Exercise description:
Copy every line of the data that contains the string "this".

Material to process:
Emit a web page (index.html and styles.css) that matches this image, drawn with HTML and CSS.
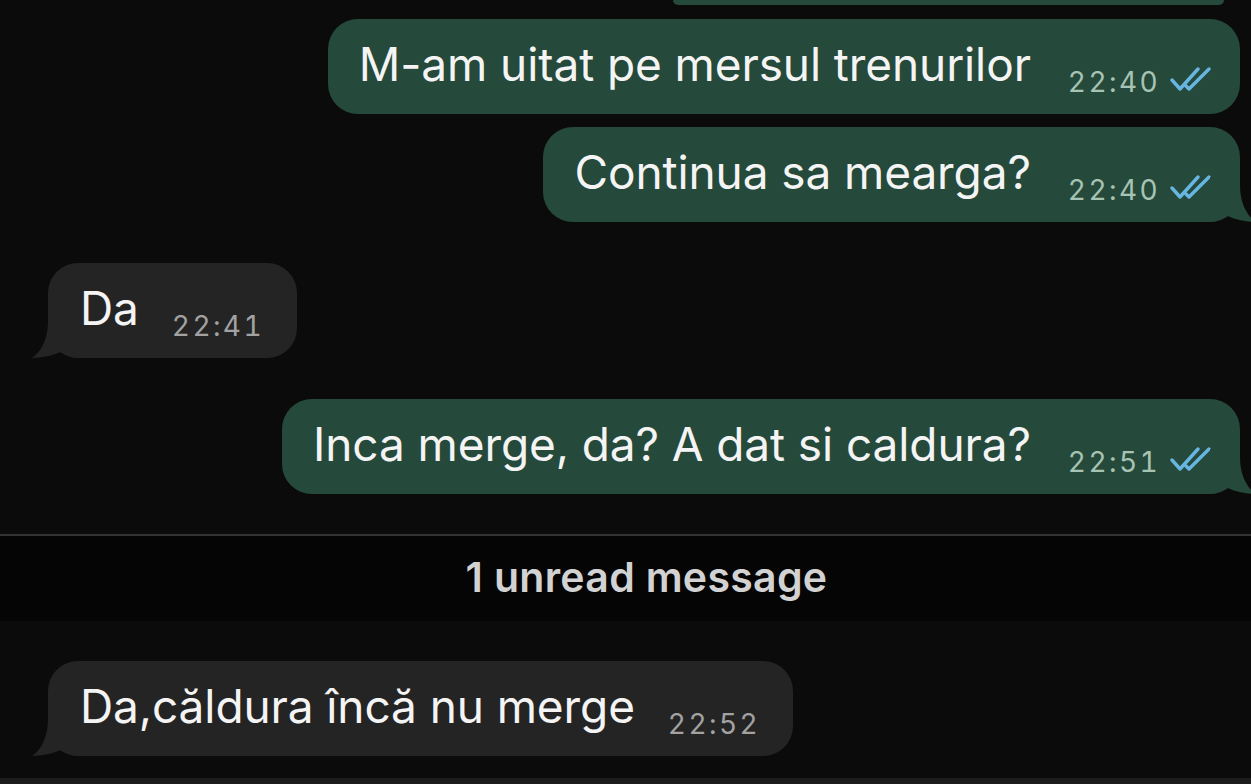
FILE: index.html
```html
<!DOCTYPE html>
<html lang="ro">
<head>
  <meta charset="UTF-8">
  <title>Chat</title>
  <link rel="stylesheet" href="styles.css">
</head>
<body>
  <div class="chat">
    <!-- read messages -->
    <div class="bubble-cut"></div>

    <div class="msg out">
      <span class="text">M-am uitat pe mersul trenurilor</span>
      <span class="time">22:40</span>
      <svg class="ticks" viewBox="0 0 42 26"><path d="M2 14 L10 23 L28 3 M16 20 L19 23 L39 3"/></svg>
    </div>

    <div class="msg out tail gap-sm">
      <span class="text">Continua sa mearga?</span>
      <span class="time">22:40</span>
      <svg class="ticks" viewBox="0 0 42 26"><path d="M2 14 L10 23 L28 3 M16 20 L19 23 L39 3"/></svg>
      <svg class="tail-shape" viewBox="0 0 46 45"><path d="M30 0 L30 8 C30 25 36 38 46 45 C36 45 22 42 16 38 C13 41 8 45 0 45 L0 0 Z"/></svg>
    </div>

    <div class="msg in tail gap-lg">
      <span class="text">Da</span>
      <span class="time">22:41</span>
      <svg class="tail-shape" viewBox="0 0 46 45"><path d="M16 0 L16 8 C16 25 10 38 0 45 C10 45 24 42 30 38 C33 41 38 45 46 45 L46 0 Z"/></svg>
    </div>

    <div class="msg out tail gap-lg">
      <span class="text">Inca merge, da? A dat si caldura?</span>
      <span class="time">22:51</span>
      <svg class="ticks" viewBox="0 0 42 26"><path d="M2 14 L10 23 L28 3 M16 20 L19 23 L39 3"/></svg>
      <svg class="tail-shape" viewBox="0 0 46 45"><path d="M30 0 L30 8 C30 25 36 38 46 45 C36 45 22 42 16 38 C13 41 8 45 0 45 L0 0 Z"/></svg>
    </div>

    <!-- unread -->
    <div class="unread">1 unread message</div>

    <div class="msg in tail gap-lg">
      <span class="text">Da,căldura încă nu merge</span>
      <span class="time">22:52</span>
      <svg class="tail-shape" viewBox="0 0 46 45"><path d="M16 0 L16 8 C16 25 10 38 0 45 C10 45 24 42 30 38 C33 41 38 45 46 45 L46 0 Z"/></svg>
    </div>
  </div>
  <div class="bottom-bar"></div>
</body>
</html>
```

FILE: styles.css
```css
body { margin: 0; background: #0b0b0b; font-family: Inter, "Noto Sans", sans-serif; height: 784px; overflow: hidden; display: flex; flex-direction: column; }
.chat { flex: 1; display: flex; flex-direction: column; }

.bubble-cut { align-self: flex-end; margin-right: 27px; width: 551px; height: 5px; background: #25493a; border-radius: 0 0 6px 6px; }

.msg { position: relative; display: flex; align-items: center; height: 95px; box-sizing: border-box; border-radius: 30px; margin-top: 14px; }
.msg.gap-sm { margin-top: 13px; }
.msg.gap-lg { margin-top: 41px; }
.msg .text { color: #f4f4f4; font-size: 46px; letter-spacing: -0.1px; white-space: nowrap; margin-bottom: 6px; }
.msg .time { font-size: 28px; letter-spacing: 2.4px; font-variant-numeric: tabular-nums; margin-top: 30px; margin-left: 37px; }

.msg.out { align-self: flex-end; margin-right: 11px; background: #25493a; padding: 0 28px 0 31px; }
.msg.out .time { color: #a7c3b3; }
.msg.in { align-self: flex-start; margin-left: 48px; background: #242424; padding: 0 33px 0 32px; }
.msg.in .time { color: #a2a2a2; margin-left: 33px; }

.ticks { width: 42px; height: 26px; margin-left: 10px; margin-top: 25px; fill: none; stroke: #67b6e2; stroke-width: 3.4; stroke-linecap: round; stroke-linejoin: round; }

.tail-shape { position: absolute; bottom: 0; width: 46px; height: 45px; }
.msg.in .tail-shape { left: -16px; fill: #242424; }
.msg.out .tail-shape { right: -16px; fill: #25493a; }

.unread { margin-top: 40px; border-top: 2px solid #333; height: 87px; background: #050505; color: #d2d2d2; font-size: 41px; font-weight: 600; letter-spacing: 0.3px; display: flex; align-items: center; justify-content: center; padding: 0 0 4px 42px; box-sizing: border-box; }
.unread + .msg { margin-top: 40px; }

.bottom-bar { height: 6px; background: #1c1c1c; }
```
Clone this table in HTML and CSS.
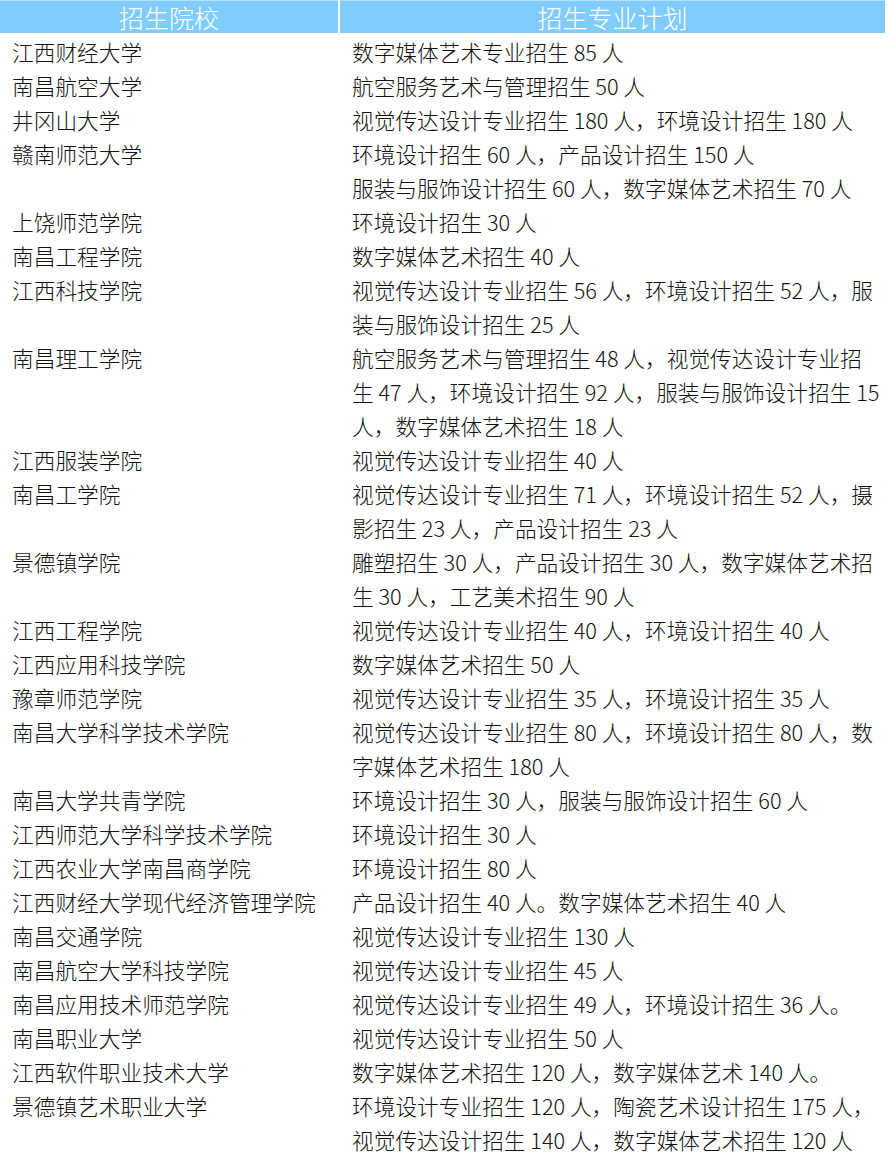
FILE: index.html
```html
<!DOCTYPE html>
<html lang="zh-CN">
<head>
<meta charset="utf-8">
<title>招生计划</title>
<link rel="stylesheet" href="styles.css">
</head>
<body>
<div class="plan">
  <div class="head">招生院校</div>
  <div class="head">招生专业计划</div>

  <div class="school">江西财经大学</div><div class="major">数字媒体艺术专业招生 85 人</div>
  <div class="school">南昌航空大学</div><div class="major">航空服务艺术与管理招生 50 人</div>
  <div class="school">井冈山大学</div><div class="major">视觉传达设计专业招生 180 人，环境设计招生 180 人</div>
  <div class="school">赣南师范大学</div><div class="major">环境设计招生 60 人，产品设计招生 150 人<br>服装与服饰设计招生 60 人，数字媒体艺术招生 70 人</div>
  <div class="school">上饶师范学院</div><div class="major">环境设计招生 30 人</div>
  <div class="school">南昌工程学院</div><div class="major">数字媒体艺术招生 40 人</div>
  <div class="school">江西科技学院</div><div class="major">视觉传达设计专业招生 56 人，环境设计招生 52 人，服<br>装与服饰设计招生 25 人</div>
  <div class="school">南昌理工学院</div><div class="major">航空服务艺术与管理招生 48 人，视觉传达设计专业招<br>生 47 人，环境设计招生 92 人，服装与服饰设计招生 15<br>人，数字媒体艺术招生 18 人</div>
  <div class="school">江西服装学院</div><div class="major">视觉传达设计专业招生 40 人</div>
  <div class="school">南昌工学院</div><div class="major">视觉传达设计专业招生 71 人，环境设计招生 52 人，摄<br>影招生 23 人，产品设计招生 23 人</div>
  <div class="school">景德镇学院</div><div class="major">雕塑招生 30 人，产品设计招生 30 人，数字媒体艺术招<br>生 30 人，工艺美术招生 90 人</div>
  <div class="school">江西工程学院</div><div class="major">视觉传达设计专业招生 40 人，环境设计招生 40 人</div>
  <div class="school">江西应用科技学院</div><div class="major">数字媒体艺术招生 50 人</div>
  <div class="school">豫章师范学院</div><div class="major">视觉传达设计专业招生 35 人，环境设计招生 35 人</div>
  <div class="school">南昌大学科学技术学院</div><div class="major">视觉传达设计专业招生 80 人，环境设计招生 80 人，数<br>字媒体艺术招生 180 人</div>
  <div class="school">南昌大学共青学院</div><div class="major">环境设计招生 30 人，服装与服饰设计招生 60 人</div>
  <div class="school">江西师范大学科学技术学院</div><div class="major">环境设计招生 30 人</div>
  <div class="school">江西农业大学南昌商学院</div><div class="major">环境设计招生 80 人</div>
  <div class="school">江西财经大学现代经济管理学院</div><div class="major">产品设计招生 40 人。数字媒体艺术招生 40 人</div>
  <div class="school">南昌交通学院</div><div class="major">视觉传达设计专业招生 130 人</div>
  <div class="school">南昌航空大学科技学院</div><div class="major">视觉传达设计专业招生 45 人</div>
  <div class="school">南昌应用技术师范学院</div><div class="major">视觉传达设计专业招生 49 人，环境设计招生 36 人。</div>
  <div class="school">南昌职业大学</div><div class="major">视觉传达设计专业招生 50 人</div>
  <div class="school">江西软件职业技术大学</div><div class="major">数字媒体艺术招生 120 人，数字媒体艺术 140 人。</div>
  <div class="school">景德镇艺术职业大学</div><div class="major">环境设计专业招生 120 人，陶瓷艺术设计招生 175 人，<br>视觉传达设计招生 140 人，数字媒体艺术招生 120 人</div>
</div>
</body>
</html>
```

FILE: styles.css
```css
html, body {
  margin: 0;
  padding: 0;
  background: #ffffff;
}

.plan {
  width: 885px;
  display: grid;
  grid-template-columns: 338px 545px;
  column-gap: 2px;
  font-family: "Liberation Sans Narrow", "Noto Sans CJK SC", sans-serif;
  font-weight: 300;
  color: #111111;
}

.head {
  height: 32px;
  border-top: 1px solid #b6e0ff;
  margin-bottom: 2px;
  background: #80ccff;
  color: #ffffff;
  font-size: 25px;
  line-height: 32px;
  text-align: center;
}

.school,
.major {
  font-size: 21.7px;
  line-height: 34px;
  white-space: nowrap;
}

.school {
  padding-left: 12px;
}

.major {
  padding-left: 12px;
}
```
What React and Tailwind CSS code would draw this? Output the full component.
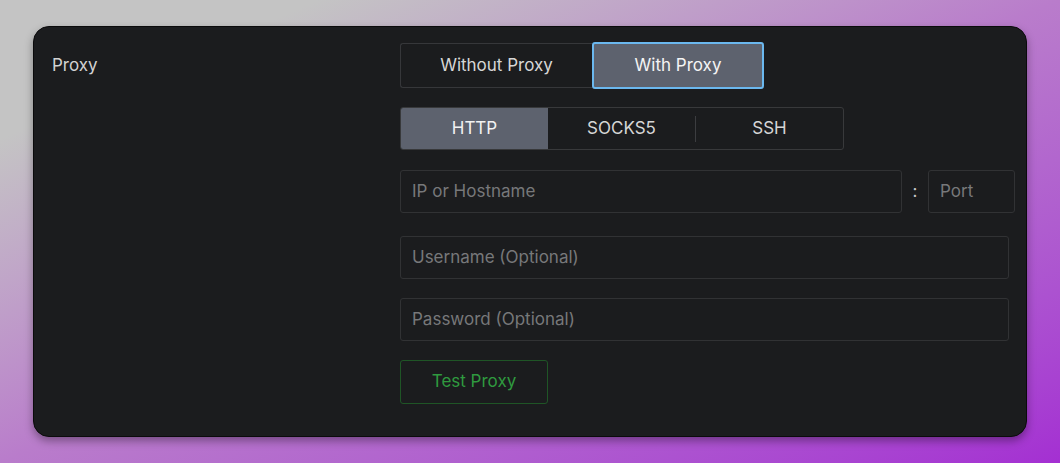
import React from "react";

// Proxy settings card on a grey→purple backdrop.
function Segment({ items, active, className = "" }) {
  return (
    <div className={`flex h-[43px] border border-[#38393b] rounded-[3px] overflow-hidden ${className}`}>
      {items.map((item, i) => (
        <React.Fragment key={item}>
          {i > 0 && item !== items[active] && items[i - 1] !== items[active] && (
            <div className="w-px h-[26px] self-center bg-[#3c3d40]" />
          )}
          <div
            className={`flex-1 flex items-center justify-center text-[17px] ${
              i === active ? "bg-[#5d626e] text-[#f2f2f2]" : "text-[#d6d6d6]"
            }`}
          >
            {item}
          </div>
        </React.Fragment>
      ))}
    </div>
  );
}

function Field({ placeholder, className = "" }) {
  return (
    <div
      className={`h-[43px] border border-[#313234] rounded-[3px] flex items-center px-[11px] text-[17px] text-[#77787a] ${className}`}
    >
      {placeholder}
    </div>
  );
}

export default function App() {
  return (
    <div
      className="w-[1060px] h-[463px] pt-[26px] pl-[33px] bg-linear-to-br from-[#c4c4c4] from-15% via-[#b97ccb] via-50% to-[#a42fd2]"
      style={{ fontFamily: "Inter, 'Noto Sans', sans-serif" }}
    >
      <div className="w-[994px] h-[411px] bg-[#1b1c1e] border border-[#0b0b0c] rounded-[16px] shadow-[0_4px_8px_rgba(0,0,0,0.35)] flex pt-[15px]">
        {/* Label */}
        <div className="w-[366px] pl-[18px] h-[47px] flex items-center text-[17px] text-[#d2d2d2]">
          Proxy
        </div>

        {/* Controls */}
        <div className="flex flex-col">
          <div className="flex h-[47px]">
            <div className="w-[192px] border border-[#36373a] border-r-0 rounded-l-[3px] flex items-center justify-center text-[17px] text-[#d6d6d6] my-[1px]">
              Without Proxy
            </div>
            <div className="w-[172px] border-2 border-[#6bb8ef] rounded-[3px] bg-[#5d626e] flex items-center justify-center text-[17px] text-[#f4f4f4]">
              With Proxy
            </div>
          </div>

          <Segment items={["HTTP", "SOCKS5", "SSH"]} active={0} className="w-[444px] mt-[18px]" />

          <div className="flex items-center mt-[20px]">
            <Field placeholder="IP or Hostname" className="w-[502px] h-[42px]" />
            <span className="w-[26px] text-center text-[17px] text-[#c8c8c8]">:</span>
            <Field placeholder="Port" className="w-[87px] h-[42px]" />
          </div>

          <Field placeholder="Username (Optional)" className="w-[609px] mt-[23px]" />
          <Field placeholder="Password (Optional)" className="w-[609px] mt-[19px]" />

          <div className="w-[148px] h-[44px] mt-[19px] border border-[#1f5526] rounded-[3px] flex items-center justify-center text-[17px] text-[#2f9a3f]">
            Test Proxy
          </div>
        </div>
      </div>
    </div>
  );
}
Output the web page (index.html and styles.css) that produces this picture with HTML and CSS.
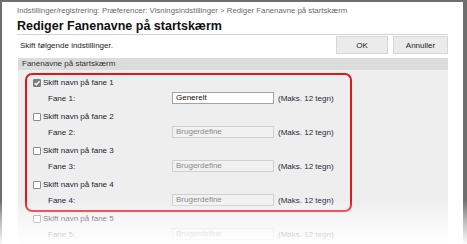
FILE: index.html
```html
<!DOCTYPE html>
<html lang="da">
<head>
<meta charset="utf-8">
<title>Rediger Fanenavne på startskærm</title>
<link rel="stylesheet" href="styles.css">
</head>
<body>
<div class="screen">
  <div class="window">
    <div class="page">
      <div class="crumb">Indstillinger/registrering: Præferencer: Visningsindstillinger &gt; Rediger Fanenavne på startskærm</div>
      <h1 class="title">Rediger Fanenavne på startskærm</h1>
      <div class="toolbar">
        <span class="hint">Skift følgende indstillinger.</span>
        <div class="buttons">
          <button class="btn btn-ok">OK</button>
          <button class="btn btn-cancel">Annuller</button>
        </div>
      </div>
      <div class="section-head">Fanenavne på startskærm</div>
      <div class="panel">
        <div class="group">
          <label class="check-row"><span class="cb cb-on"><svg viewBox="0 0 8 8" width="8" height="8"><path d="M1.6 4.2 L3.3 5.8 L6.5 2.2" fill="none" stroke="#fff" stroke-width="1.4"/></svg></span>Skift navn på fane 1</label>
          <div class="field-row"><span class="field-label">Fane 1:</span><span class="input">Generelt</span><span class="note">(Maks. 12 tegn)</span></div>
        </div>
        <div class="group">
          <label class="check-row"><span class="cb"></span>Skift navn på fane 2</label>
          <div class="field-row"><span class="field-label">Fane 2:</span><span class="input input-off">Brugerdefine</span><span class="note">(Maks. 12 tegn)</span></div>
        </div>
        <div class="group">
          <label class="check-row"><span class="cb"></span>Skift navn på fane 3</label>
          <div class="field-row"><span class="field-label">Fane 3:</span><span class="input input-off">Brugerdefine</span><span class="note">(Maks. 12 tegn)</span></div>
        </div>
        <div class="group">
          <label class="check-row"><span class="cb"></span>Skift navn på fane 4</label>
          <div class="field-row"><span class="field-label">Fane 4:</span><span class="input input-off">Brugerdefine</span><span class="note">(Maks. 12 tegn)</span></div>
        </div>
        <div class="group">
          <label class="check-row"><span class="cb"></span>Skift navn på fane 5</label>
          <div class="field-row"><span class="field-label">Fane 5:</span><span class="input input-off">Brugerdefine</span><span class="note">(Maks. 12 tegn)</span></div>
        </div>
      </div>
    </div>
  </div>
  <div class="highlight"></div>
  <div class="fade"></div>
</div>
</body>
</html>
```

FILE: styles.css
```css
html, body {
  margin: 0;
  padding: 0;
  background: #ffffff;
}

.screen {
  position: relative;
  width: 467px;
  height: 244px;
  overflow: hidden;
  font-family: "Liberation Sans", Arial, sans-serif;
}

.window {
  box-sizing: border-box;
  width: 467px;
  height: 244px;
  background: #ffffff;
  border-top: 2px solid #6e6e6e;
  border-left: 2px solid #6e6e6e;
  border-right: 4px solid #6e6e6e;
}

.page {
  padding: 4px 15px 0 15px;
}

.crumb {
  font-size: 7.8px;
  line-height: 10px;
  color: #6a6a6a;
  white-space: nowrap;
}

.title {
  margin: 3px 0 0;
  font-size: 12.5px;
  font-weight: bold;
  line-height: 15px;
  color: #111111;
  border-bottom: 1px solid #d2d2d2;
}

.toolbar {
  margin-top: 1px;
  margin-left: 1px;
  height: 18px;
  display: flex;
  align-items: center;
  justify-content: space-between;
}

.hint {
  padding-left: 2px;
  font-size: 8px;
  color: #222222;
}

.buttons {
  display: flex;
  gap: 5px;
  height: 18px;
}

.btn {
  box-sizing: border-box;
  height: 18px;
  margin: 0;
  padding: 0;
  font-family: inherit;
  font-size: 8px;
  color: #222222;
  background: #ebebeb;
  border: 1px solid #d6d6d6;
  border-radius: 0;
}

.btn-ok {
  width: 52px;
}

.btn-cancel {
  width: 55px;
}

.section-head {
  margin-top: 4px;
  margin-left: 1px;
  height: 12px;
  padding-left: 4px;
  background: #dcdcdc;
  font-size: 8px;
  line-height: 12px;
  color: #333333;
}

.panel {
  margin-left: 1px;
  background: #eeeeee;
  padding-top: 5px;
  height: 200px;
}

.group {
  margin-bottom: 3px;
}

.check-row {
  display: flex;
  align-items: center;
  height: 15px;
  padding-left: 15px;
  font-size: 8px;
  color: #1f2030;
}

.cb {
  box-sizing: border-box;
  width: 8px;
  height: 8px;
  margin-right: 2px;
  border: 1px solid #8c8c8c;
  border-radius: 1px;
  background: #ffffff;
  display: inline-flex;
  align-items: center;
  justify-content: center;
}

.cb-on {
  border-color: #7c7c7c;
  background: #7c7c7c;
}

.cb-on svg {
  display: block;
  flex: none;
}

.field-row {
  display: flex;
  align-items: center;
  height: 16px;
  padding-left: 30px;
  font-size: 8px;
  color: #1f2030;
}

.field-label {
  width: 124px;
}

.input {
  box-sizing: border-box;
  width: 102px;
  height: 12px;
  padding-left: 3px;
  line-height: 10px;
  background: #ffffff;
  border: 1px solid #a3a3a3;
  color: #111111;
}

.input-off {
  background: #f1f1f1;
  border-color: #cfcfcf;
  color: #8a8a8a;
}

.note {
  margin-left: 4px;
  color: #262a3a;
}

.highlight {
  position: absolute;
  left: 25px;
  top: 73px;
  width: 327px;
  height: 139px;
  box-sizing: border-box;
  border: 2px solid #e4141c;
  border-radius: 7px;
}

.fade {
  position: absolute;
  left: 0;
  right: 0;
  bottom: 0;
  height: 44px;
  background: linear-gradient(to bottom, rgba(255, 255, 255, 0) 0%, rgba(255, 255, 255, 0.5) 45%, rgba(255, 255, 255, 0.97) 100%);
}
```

Completed task:
Emit a web page (index.html and styles.css) that matches this image, drawn with HTML and CSS.
Clone this table in HTML and CSS.
What React and Tailwind CSS code would draw this? Output the full component.
Output the web page (index.html and styles.css) that produces this picture with HTML and CSS.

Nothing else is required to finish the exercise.